Ottavo passo. Proprio dalla tecnica di montaggio possiamo ricavare la distanza di Pagliarani – anche quando opera nel citazionismo – con la logica del postmoderno. La sua composizione non vuole soltanto riunire i lacerti eterogenei del mondo. La ricerca è quella che deve evidenziarne la disparità. Eccoci quindi giunti, dopo il progressivo avvicinamento, nel cuore di questa scrittura. Che è la logica del comporre; che sta, in altre parole, in un fondante elemento musicale, ma – al di là di quanto può risultare dal computo metrico, da rimbalzi di significanti o simili – proprio di musica moderna. Fondamentale è la dissonanza.
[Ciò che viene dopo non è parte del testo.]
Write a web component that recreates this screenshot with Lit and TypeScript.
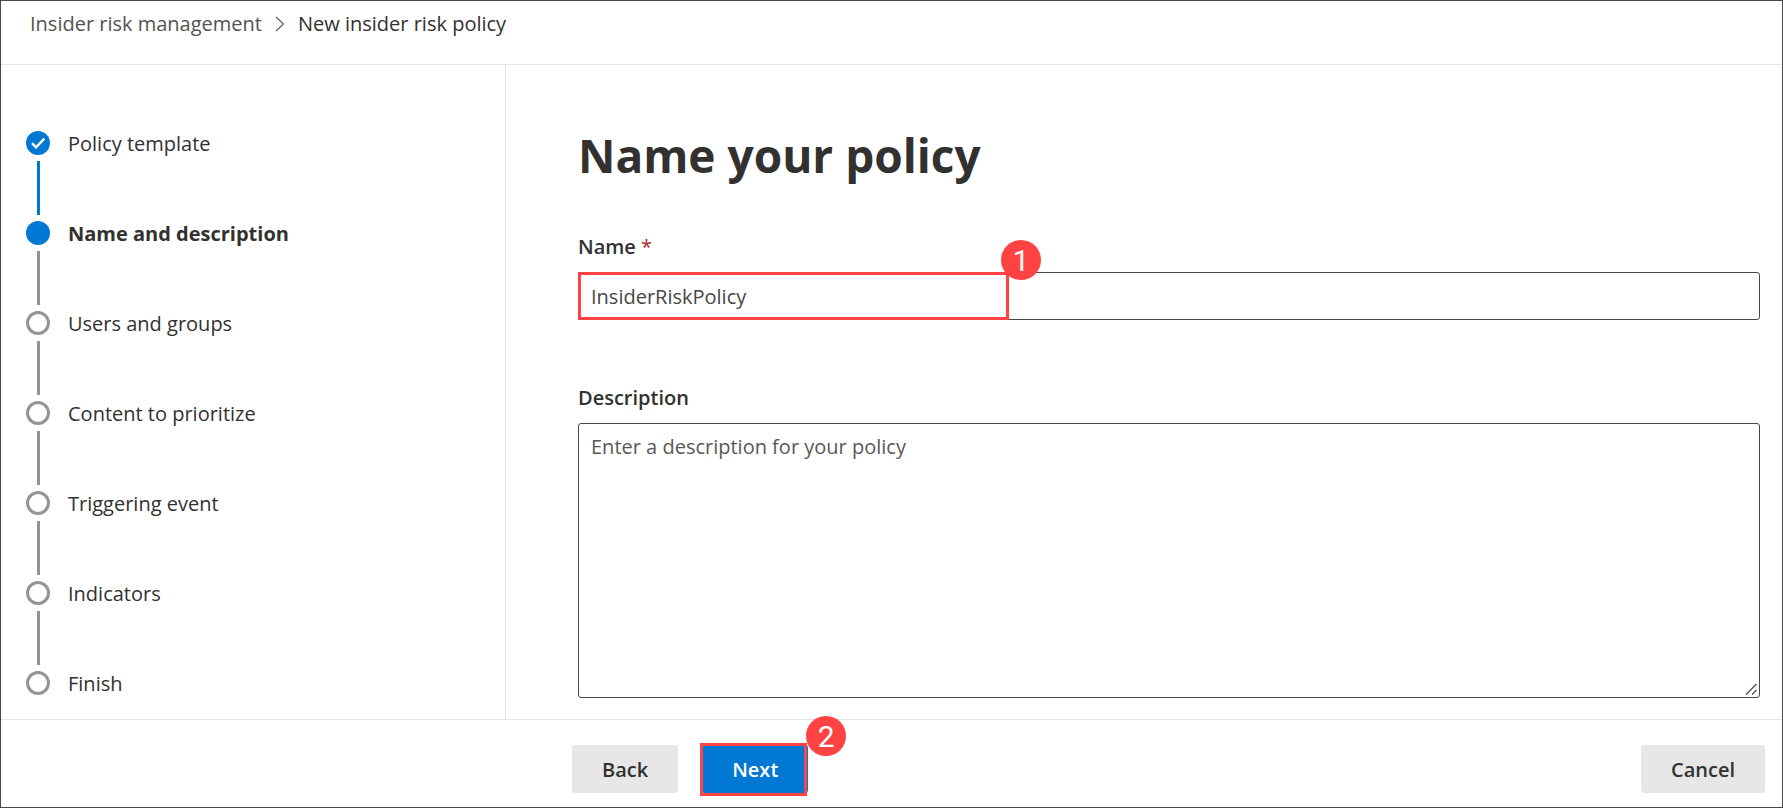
import { LitElement, html, css, nothing } from "lit";
import { customElement, property, state } from "lit/decorators.js";

type StepState = "done" | "current" | "todo";

interface Step {
  label: string;
  state: StepState;
}

@customElement("wizard-step")
class WizardStep extends LitElement {
  @property() label = "";
  @property() state: StepState = "todo";
  @property({ type: Boolean }) last = false;

  static styles = css`
    :host {
      display: grid;
      grid-template-columns: 24px 1fr;
      column-gap: 18px;
      justify-items: start;
    }
    .marker {
      box-sizing: border-box;
      width: 24px;
      height: 24px;
      border: 3px solid #949494;
      border-radius: 50%;
      background: #fff;
    }
    .marker.current,
    .marker.done {
      border: none;
      background: #0078d4;
    }
    .marker svg {
      display: block;
    }
    .label {
      color: #323130;
      line-height: 26px;
      height: 24px;
      white-space: nowrap;
    }
    .label.current {
      font-weight: 700;
    }
    .line {
      justify-self: center;
      width: 3px;
      height: 54px;
      margin: 6px 0;
      background: #949494;
    }
    .line.done {
      background: #0078d4;
    }
  `;

  render() {
    return html`
      <span class="marker ${this.state}">
        ${this.state === "done"
          ? html`<svg width="24" height="24" viewBox="0 0 24 24" aria-hidden="true">
              <path d="M6 12.2l4 4.1 8.3-8.6" fill="none" stroke="#fff" stroke-width="2.4" />
            </svg>`
          : nothing}
      </span>
      <span class="label ${this.state}">${this.label}</span>
      ${this.last ? nothing : html`<span class="line ${this.state}"></span>`}
    `;
  }
}

@customElement("app-root")
class AppRoot extends LitElement {
  @state() private policyName = "InsiderRiskPolicy";

  private steps: Step[] = [
    { label: "Policy template", state: "done" },
    { label: "Name and description", state: "current" },
    { label: "Users and groups", state: "todo" },
    { label: "Content to prioritize", state: "todo" },
    { label: "Triggering event", state: "todo" },
    { label: "Indicators", state: "todo" },
    { label: "Finish", state: "todo" },
  ];

  static styles = css`
    :host {
      --sidebar: 505px;
      --line: #e5e5e5;
      --callout: #ff4343;
      box-sizing: border-box;
      display: grid;
      grid-template-rows: auto 1fr auto;
      min-height: 100vh;
      border: 1px solid #4a4648;
      background: #fff;
      color: #323130;
      font: 20px/28px "Open Sans", "Noto Sans", sans-serif;
    }
    .crumbs {
      display: flex;
      align-items: center;
      gap: 13px;
      padding: 9px 29px 26px;
      border-bottom: 1px solid var(--line);
    }
    .crumbs a {
      color: #55534f;
      text-decoration: none;
    }
    .body {
      display: grid;
      grid-template-columns: var(--sidebar) 1fr;
    }
    .steps {
      box-sizing: border-box;
      margin: 0;
      padding: 66px 25px 20px;
      border-right: 1px solid var(--line);
      list-style: none;
    }
    .form {
      display: flex;
      flex-direction: column;
      padding: 58px 22px 20px 72px;
    }
    h1 {
      margin: 0 0 46px;
      font-size: 46px;
      font-weight: 700;
      line-height: 64px;
    }
    label {
      margin-bottom: 11px;
      font-weight: 600;
    }
    .required {
      color: #a4262c;
      font-weight: 400;
    }
    .field {
      position: relative;
      display: flex;
    }
    .field.name {
      margin-bottom: 64px;
    }
    input,
    textarea {
      box-sizing: border-box;
      width: 100%;
      margin: 0;
      border: 1px solid #484644;
      border-radius: 3px;
      outline: none;
      background: #fff;
      color: #484644;
      font: inherit;
    }
    input {
      height: 48px;
      padding: 1px 12px 0;
    }
    textarea {
      display: block;
      height: 275px;
      padding: 9px 12px;
      resize: vertical;
    }
    textarea::placeholder {
      color: #5a5856;
      opacity: 1;
    }
    .grip {
      position: absolute;
      right: 2px;
      bottom: 2px;
      background: #fff;
      pointer-events: none;
    }
    .footer {
      display: flex;
      gap: 24px;
      padding: 25px 17px 14px calc(var(--sidebar) + 66px);
      border-top: 1px solid var(--line);
    }
    button {
      height: 48px;
      padding: 2px 30px 0;
      border: none;
      border-radius: 3px;
      background: #e7e7e7;
      color: #323130;
      font: inherit;
      font-weight: 600;
    }
    .primary {
      background: #0078d4;
      color: #fff;
    }
    .cancel {
      margin-left: auto;
    }
    .action {
      position: relative;
    }
    .outline {
      position: absolute;
      box-sizing: border-box;
      border: 3px solid var(--callout);
      pointer-events: none;
    }
    .field .outline {
      inset: 0 auto 0 0;
      width: 431px;
    }
    .action .outline {
      inset: -2px 1px -3px -2px;
    }
    .badge {
      position: absolute;
      top: -35px;
      right: -35px;
      width: 40px;
      height: 40px;
      border-radius: 50%;
      background: var(--callout);
      color: #fff;
      font: 30px/42px Roboto, "Liberation Sans", sans-serif;
      text-align: center;
    }
    .action .badge {
      top: -29px;
      right: -38px;
    }
  `;

  private onName(e: Event) {
    this.policyName = (e.target as HTMLInputElement).value;
  }

  render() {
    return html`
      <nav class="crumbs" aria-label="Breadcrumb">
        <a href="#">Insider risk management</a>
        <svg width="10" height="16" viewBox="0 0 10 16" aria-hidden="true">
          <path d="M1 1l7.5 7L1 15" fill="none" stroke="#605e5c" stroke-width="1.2" />
        </svg>
        <span>New insider risk policy</span>
      </nav>
      <div class="body">
        <ol class="steps">
          ${this.steps.map(
            (s, i) => html`<li>
              <wizard-step
                .label=${s.label}
                .state=${s.state}
                .last=${i === this.steps.length - 1}
              ></wizard-step>
            </li>`
          )}
        </ol>
        <main class="form">
          <h1>Name your policy</h1>
          <label for="name">Name <span class="required">*</span></label>
          <div class="field name">
            <input id="name" type="text" .value=${this.policyName} @input=${this.onName} required />
            <span class="outline"><span class="badge">1</span></span>
          </div>
          <label for="description">Description</label>
          <div class="field">
            <textarea id="description" placeholder="Enter a description for your policy"></textarea>
            <svg class="grip" width="13" height="13" viewBox="0 0 13 13" aria-hidden="true">
              <path d="M1 11.5L11.5 1M7 11.5L11.5 7" fill="none" stroke="#555" stroke-width="1.4" />
            </svg>
          </div>
        </main>
      </div>
      <footer class="footer">
        <button type="button">Back</button>
        <div class="action">
          <button type="button" class="primary">Next</button>
          <span class="outline"></span>
          <span class="badge">2</span>
        </div>
        <button type="button" class="cancel">Cancel</button>
      </footer>
    `;
  }
}
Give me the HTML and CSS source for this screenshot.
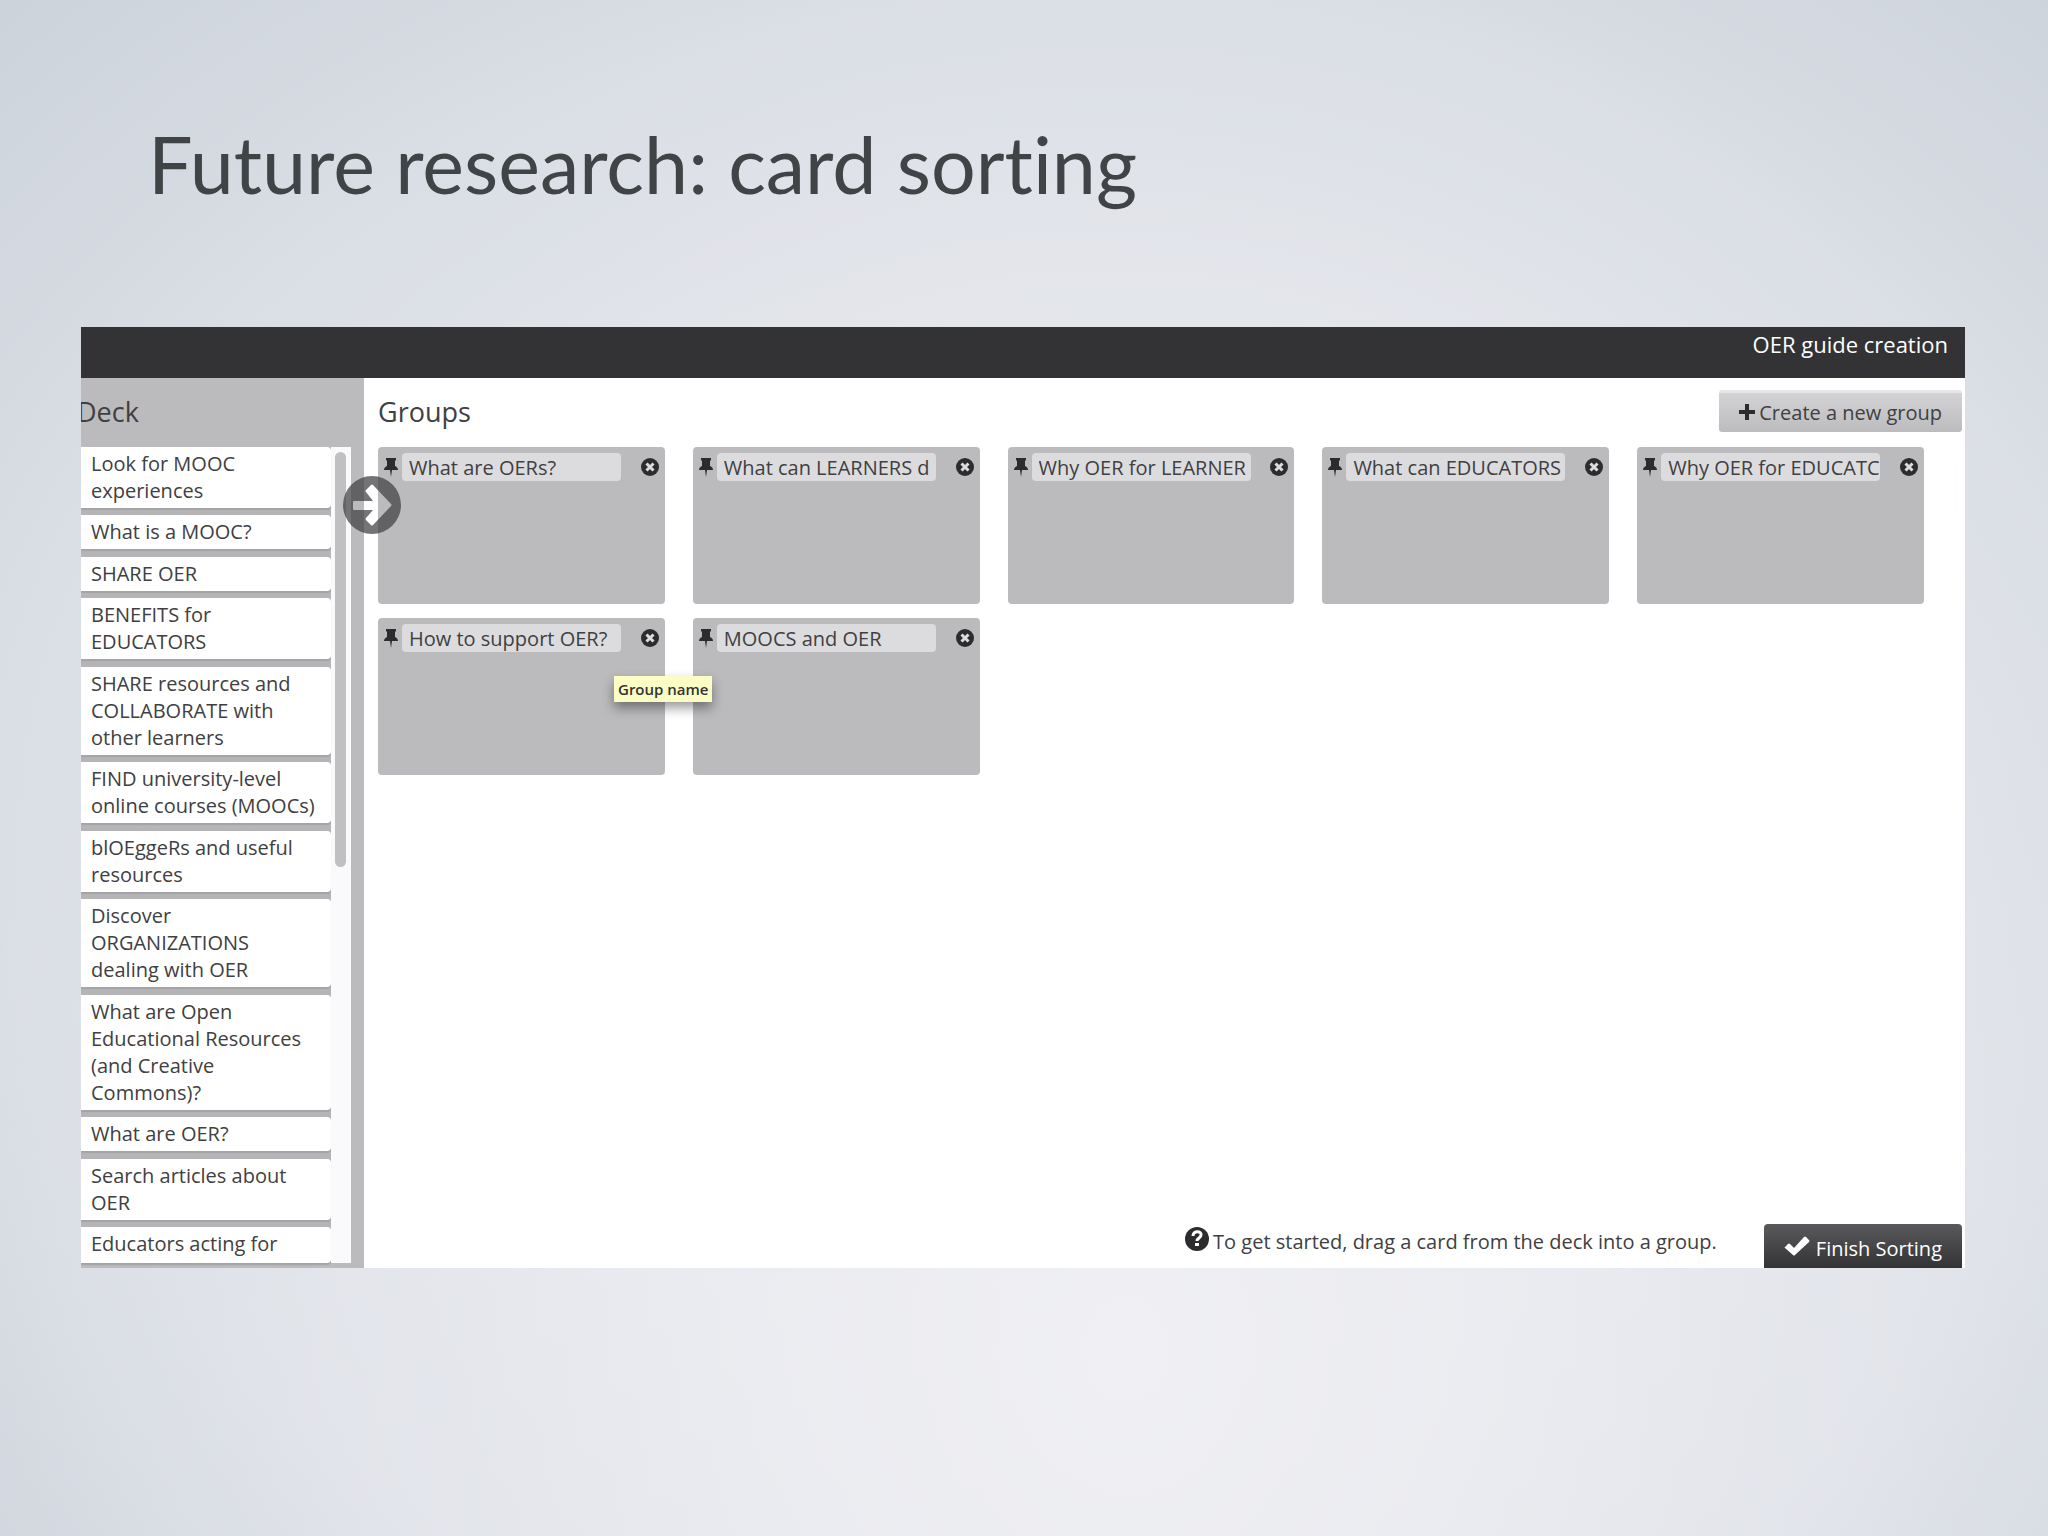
FILE: index.html
```
<!DOCTYPE html>
<html lang="en">
<head>
<meta charset="utf-8">
<title>Future research: card sorting</title>
<link rel="stylesheet" href="styles.css">
</head>
<body>
<svg class="sprite" aria-hidden="true">
  <symbol id="pin" viewBox="0 0 14 20"><path d="M2 1h10v2l-1 1v5c2 1 3 2 3 4H8l-1 7-1-7H0c0-2 1-3 3-4V4L2 3z"/></symbol>
  <symbol id="close" viewBox="0 0 18 18"><circle cx="9" cy="9" r="9"/><path d="M5.500 5.500l7 7M12.500 5.500l-7 7" stroke="#dcdcde" stroke-width="3"/></symbol>
</svg>
<main class="slide">
  <h1 class="slide-title">Future research: card sorting</h1>
  <section class="app">
    <header class="topbar">OER guide creation</header>
    <div class="workspace">
      <aside class="deck">
        <h2 class="heading deck-heading">Deck</h2>
        <div class="deck-body">
          <ul class="cards">
            <li class="card">Look for MOOC<br>experiences</li>
            <li class="card">What is a MOOC?</li>
            <li class="card">SHARE OER</li>
            <li class="card">BENEFITS for<br>EDUCATORS</li>
            <li class="card">SHARE resources and<br>COLLABORATE with<br>other learners</li>
            <li class="card">FIND university-level<br>online courses (MOOCs)</li>
            <li class="card">blOEggeRs and useful<br>resources</li>
            <li class="card">Discover<br>ORGANIZATIONS<br>dealing with OER</li>
            <li class="card">What are Open<br>Educational Resources<br>(and Creative<br>Commons)?</li>
            <li class="card">What are OER?</li>
            <li class="card">Search articles about<br>OER</li>
            <li class="card">Educators acting for</li>
          </ul>
          <div class="track"><div class="thumb"></div></div>
        </div>
        <button class="expand" type="button" aria-label="Expand deck">
          <svg viewBox="0 0 58 58"><path fill-rule="evenodd" d="M29 0a29 29 0 0 1 0 58a29 29 0 0 1 0-58zM11 25q-1 0-1 1v7q0 1 1 1h19l-7 8q-1 1 0 2l5 5q1 1 2 0l18-19q1-1 0-2L30 9q-1-1-2 0l-5 5q-1 1 0 2l7 9z"/></svg>
        </button>
      </aside>
      <section class="groups">
        <div class="groups-head">
          <h2 class="heading">Groups</h2>
          <button class="create" type="button"><svg class="plus" viewBox="0 0 16 16"><path d="M6 0h4v6h6v4h-6v6H6v-6H0V6h6z"/></svg>Create a new group</button>
        </div>
        <div class="grid">
          <div class="group"><svg class="pin"><use href="#pin"/></svg><input class="name" aria-label="Group name" value="What are OERs?"><button class="close" type="button" aria-label="Remove group"><svg><use href="#close"/></svg></button></div>
          <div class="group"><svg class="pin"><use href="#pin"/></svg><input class="name" aria-label="Group name" value="What can LEARNERS d"><button class="close" type="button" aria-label="Remove group"><svg><use href="#close"/></svg></button></div>
          <div class="group"><svg class="pin"><use href="#pin"/></svg><input class="name" aria-label="Group name" value="Why OER for LEARNER"><button class="close" type="button" aria-label="Remove group"><svg><use href="#close"/></svg></button></div>
          <div class="group"><svg class="pin"><use href="#pin"/></svg><input class="name" aria-label="Group name" value="What can EDUCATORS"><button class="close" type="button" aria-label="Remove group"><svg><use href="#close"/></svg></button></div>
          <div class="group"><svg class="pin"><use href="#pin"/></svg><input class="name" aria-label="Group name" value="Why OER for EDUCATC"><button class="close" type="button" aria-label="Remove group"><svg><use href="#close"/></svg></button></div>
          <div class="group"><svg class="pin"><use href="#pin"/></svg><input class="name" aria-label="Group name" value="How to support OER?"><button class="close" type="button" aria-label="Remove group"><svg><use href="#close"/></svg></button><span class="tooltip" role="tooltip">Group name</span></div>
          <div class="group"><svg class="pin"><use href="#pin"/></svg><input class="name" aria-label="Group name" value="MOOCS and OER"><button class="close" type="button" aria-label="Remove group"><svg><use href="#close"/></svg></button></div>
        </div>
        <footer class="footer">
          <p class="hint"><svg class="help" viewBox="0 0 24 24"><circle cx="12" cy="12" r="12"/><path d="M8 9c0-6 9-5 8-1 0 3-4 3-4 6" fill="none" stroke="#fff" stroke-width="3"/><path d="M10 16h4v3h-4z" fill="#fff"/></svg>To get started, drag a card from the deck into a group.</p>
          <button class="finish" type="button"><svg class="check" viewBox="0 0 26 20"><path d="M1 11l3-3q1-1 2 0l4 4L20 1q1-1 2 0l3 3q1 1 0 2L11 19q-1 1-2 0l-8-7q-1-1 0-1z"/></svg>Finish Sorting</button>
        </footer>
      </section>
    </div>
  </section>
</main>
</body>
</html>
```
FILE: styles.css
```
* { box-sizing: border-box; }
body {
  margin: 0;
  min-height: 100vh;
  font-family: "Open Sans", "Noto Sans", sans-serif;
  font-size: 20px;
  line-height: 27px;
  color: #404042;
  background:
    radial-gradient(ellipse at 55% 88%, #f0f0f4 0%, rgba(240, 240, 244, 0) 75%),
    radial-gradient(ellipse at 52% 55%, #e8e9ed 0%, #dadee5 70%, #ccd3db 100%);
}
h1, h2, p, ul { margin: 0; padding: 0; font-weight: 400; }
button, input { font: inherit; color: inherit; border: 0; margin: 0; }
svg { display: block; fill: #2c2c2e; }
.sprite { position: absolute; width: 0; height: 0; }

.slide { padding: 114px 83px 268px 81px; }
.slide-title {
  padding-left: 67px;
  margin-bottom: 113px;
  font-family: "Gill Sans", Lato, sans-serif;
  font-size: 79px;
  line-height: 100px;
  font-variant-ligatures: none;
  color: #404447;
}
.app { background: #fff; overflow: hidden; }
.topbar {
  height: 51px;
  padding: 4px 17px;
  font-size: 22px;
  text-align: right;
  color: #fff;
  background: #333335;
}
.workspace { display: flex; height: 890px; }
.heading { font-size: 27px; line-height: 40px; }

.deck {
  position: relative;
  z-index: 1;
  flex: 0 0 283px;
  display: flex;
  flex-direction: column;
  padding: 14px 13px 5px 0;
  background: #bbbbbd;
}
.deck-heading { margin: 0 0 15px -4px; }
.deck-body { flex: 1; display: flex; min-height: 0; background: #fff; }
.cards {
  flex: 1;
  display: flex;
  flex-direction: column;
  justify-content: space-between;
  list-style: none;
  background: #b5b5b7;
}
.card {
  padding: 3px 10px 4px;
  white-space: nowrap;
  background: #fff;
  border-radius: 0 4px 4px 0;
  box-shadow: 0 2px 1px #a4a4a6;
}
.card:last-child { padding-bottom: 6px; }
.track { width: 20px; padding: 5px 4px; background: #fafafc; }
.thumb { width: 11px; height: 415px; border-radius: 6px; background: #c0c0c2; }
.expand {
  position: absolute;
  top: 98px;
  right: -37px;
  width: 58px;
  height: 58px;
  padding: 0;
  background: none;
}
.expand svg { fill: rgba(68, 68, 70, 0.74); }

.groups { flex: 1; display: flex; flex-direction: column; padding-left: 14px; }
.groups-head {
  display: flex;
  justify-content: space-between;
  align-items: flex-start;
  padding: 14px 3px 15px 0;
}
.create {
  height: 42px;
  display: flex;
  align-items: center;
  gap: 4px;
  padding: 0 20px 1px;
  margin: -2px 0 0;
  border-radius: 3px;
  border-top: 3px solid #e6e6e8;
  background: linear-gradient(#d3d3d5, #bcbcbe);
}
.plus { width: 16px; height: 16px; }
.grid {
  display: grid;
  grid-template-columns: repeat(5, 1fr);
  gap: 14px 28px;
  padding-right: 41px;
}
.group {
  position: relative;
  height: 157px;
  display: flex;
  align-items: flex-start;
  padding: 6px;
  border-radius: 4px;
  background: #bbbbbd;
}
.pin { width: 14px; height: 20px; margin: 4px 4px 0 0; }
.name {
  width: 219px;
  height: 28px;
  padding: 0 0 0 7px;
  border-radius: 4px;
  background: #dcdcde;
}
.close { margin: 5px 0 0 auto; padding: 0; background: none; }
.close svg { width: 18px; height: 18px; }
.tooltip {
  position: absolute;
  left: 236px;
  top: 58px;
  padding: 0 4px;
  font-size: 15px;
  font-weight: 600;
  line-height: 26px;
  white-space: nowrap;
  color: #333;
  background: #fbfdc5;
  box-shadow: 0 6px 12px rgba(0, 0, 0, 0.4);
  z-index: 1;
}
.footer {
  margin-top: auto;
  display: flex;
  justify-content: flex-end;
  gap: 47px;
  padding-right: 3px;
}
.hint { display: flex; gap: 4px; padding-top: 4px; }
.help { width: 24px; height: 24px; margin-top: -1px; }
.finish {
  display: flex;
  align-items: center;
  gap: 6px;
  height: 44px;
  padding: 4px 20px 0;
  border-radius: 4px 4px 0 0;
  color: #fff;
  background: linear-gradient(#5a5a5c, #333335);
}
.check { width: 26px; height: 20px; margin-bottom: 4px; fill: #fff; }
```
Nono e ultimo passo. Un piccolo corollario aneddotico. Tutti ricordiamo quando Elio leggeva i suoi testi. E per prima cosa colpiva il suono della voce, per niente armoniosa. Poi era curioso il suo modo di avvicinarsi al libro per leggere bene. Ma soprattutto era caratteristico il gesto che, con la mano eventualmente libera, si muoveva segnando il ritmo come un direttore d’orchestra. Sì, Elio orchestrava la sua poesia. Per carità, non dico che gli attori che lo hanno letto in passato o lo leggeranno in futuro non abbiano il diritto, come tutti gli interpreti, di orchestrarlo a modo loro. Dico solo che quel ritmo lui lo teneva sempre ben presente: lo sentiva pulsare ed era per lui l’essenziale. La pulsione dell’alternativa.